Section 12 Tactical Support Agreements
(1) In circumstances where the Purchaser is tendering for a large project or account which would require us to supply it with a significant amount of the goods, we may enter into a tactical support agreement whereby we agree in writing to a specific project price provided that the Purchaser (i) is successful with its tender; and (ii) demonstrates to us satisfaction (in our absolute discretion) that the goods will be the used solely for the purpose of that specified project ("TSA").
(2) In the event that we have agreed a TSA with the Purchaser, we will provide the Purchaser with a unique ‘TSA reference’ shown on the TSA agreement along with agreed discount levels and product ranges applicable.
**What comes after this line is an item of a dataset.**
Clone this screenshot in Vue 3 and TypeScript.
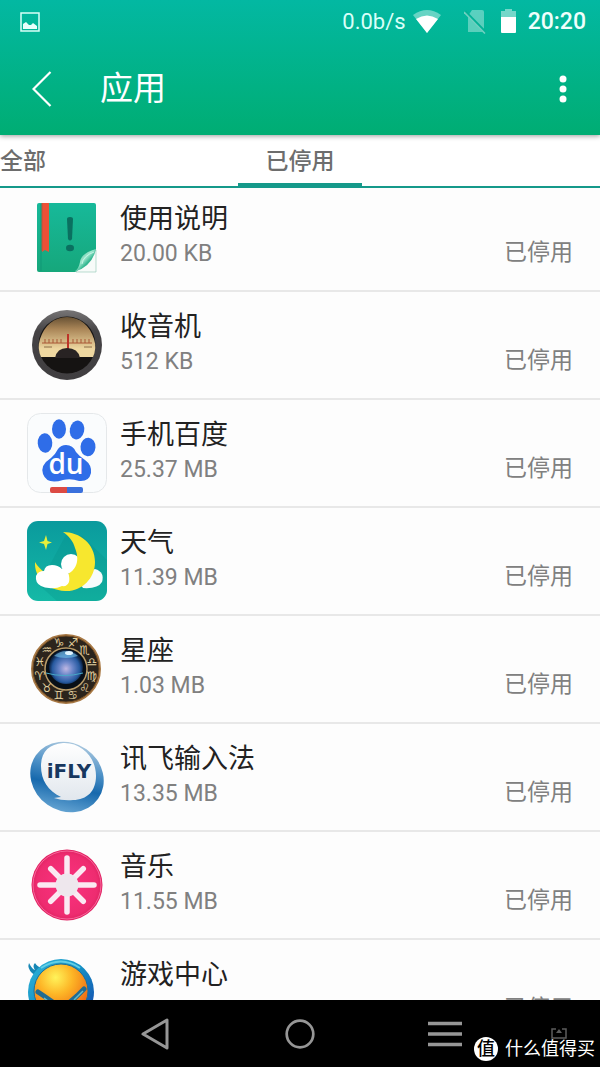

The Purchaser must quote the TSA reference on the purchase order, at the time of order, to claim the discount we will apply the discount to the order.
(3) In the event that the Purchaser does not comply with the terms of sections 13, paragraphs (1) and (2) or defaults on payments of due account, the Purchaser shall not be entitled to TSA claims from us unless we agree in writing.
Section 13 Choice of law and place of jurisdiction
(1) These GTC and the contractual relationship between us and the Purchaser shall be governed by the laws of England and Wales.
(2) Each party irrevocably agrees that the courts of England and Wales shall have exclusive jurisdiction to settle any dispute or claim (including non-contractual disputes or claims) arising out of or in connection with this contract or its subject matter or formation.